Te fuiste del partido socialista al partido comunista en la convicción profunda de que las revoluciones democráticas eran las que debían primar por sobre las hegemónicas concepciones revolucionarias armadas de esos tiempos. Una paradoja, que hace aún más intolerable tu asesinato en manos de los golpistas que entraron a fuego a La Moneda el 11 de septiembre y te llevaron detenido.

Tenías sólo 27 años y un futuro por delante. Un futuro promisorio truncado violentamente.

Despareciste y por años circularon versiones de tu detención y destino.
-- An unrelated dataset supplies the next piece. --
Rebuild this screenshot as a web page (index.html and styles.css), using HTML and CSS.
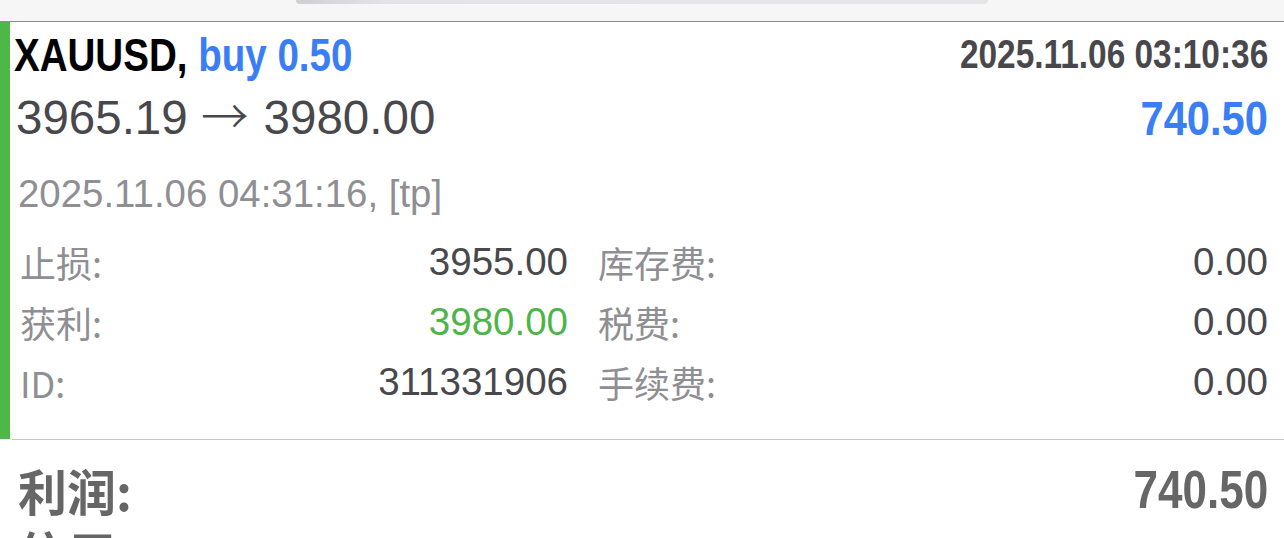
FILE: index.html
```html
<!DOCTYPE html>
<html lang="zh-CN">
<head>
<meta charset="utf-8">
<title>XAUUSD</title>
<link rel="stylesheet" href="styles.css">
</head>
<body>
<div class="topbar"><div class="search"></div></div>
<div class="card">
  <div class="accent"></div>
  <div class="content">
    <div class="row-head">
      <div class="symbol">XAUUSD, <span class="side">buy 0.50</span></div>
      <div class="opentime">2025.11.06 03:10:36</div>
    </div>
    <div class="row-price">
      <div class="prices">3965.19 <span class="arrow">→</span> 3980.00</div>
      <div class="profit">740.50</div>
    </div>
    <div class="closetime">2025.11.06 04:31:16, [tp]</div>
    <div class="details">
      <div class="cell left"><span class="label">止损:</span><span class="value">3955.00</span></div>
      <div class="cell"><span class="label">库存费:</span><span class="value">0.00</span></div>
      <div class="cell left"><span class="label">获利:</span><span class="value green">3980.00</span></div>
      <div class="cell"><span class="label">税费:</span><span class="value">0.00</span></div>
      <div class="cell left"><span class="label">ID:</span><span class="value">311331906</span></div>
      <div class="cell"><span class="label">手续费:</span><span class="value">0.00</span></div>
    </div>
  </div>
</div>
<div class="sep"></div>
<div class="summary">
  <div class="sum-row"><span class="sum-label">利润:</span><span class="sum-value">740.50</span></div>
  <div class="sum-row"><span class="sum-label">信用:</span><span class="sum-value"></span></div>
</div>
</body>
</html>
```
FILE: styles.css
```css
html, body {
  margin: 0;
  padding: 0;
  background: #ffffff;
  overflow: hidden;
}
body {
  width: 1284px;
  height: 538px;
  font-family: "Liberation Sans", Arial, "Noto Sans CJK SC", sans-serif;
}
.topbar {
  height: 22px;
  background: #f6f6f6;
  border-bottom: 1px solid #8c8c8c;
  padding-left: 296px;
  box-sizing: border-box;
}
.search {
  width: 692px;
  height: 4px;
  background: linear-gradient(to right, #cfcfd1 0px, #e4e4e7 90px, #e5e5e8 100%);
  border-radius: 0 0 14px 14px;
}
.card {
  display: flex;
  height: 417px;
}
.accent {
  width: 10px;
  background: #4db847;
}
.content {
  flex: 1;
  padding: 0 16px 0 6px;
}
.row-head {
  height: 65px;
  display: flex;
  justify-content: space-between;
  align-items: center;
}
.symbol {
  font-weight: bold;
  font-size: 47px;
  color: #000000;
  margin-left: -2px;
  transform: scaleX(0.82);
  transform-origin: left center;
  white-space: nowrap;
}
.side {
  color: #3a7ef5;
}
.opentime {
  font-weight: bold;
  font-size: 40px;
  color: #48484c;
  transform: scaleX(0.835);
  transform-origin: right center;
  white-space: nowrap;
}
.row-price {
  height: 62px;
  display: flex;
  justify-content: space-between;
  align-items: center;
}
.prices {
  font-size: 47.5px;
  line-height: 56px;
  color: #48484c;
  white-space: nowrap;
}
.arrow {
  font-family: "Noto Sans CJK SC", "DejaVu Sans", sans-serif;
  font-weight: 300;
  line-height: 0;
  margin: 0 2px 0 0;
}
.profit {
  font-weight: bold;
  font-size: 49px;
  color: #3a7ef5;
  transform: scaleX(0.85);
  transform-origin: right center;
}
.closetime {
  margin-top: 15px;
  height: 59px;
  display: flex;
  align-items: center;
  font-size: 38.4px;
  color: #8e8e93;
  padding-left: 2px;
}
.details {
  margin-top: 9px;
  display: grid;
  grid-template-columns: 552px 1fr;
  column-gap: 30px;
}
.cell {
  height: 60px;
  display: flex;
  justify-content: space-between;
  align-items: center;
}
.cell.left {
  padding-left: 4px;
}
.label {
  font-family: "Noto Sans CJK SC", "Liberation Sans", sans-serif;
  font-size: 36px;
  line-height: 48px;
  color: #8e8e93;
}
.value {
  font-size: 38.5px;
  color: #48484c;
}
.value.green {
  color: #4cb548;
}
.sep {
  margin-left: 12px;
  height: 1px;
  background: #c8c8c8;
}
.summary {
  padding: 19px 16px 0 18px;
}
.sum-row {
  height: 62px;
  display: flex;
  justify-content: space-between;
  align-items: center;
}
.sum-label {
  font-family: "Noto Sans CJK SC", sans-serif;
  font-weight: bold;
  font-size: 49px;
  line-height: 56px;
  color: #666666;
}
.sum-value {
  font-weight: bold;
  font-size: 53px;
  line-height: 56px;
  color: #666666;
  transform: scaleX(0.83);
  transform-origin: right center;
}
```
Te buscamos en lugares y en recuerdos, porque las incertidumbres que dejan las desapariciones se rellenan con fantasías y deseos.

Mientras tanto, tu hija Vanessa viajó a Chile, una y otra vez desde Brasil –a donde fue a dar desde el golpe militar que destruyó su familia nuclear, pero en donde armó una nueva, con dos nietos que no habrás de conocer-  para testimoniar tu caso en el informe Rettig y en todas las instancias nacionales e internacionales abiertas desde entonces.

Incluido el juicio en Francia que ha permitido el reconocimiento de tus restos, país del que llegaste en brazos de tus padres y del que conservaste la nacionalidad, junto con la chilena que adquiriste por voluntad propia.

Y desde la noche del viernes 28 de octubre, por fin dormiremos un poco más sosegados todos los que te hemos amado, querido Jorge.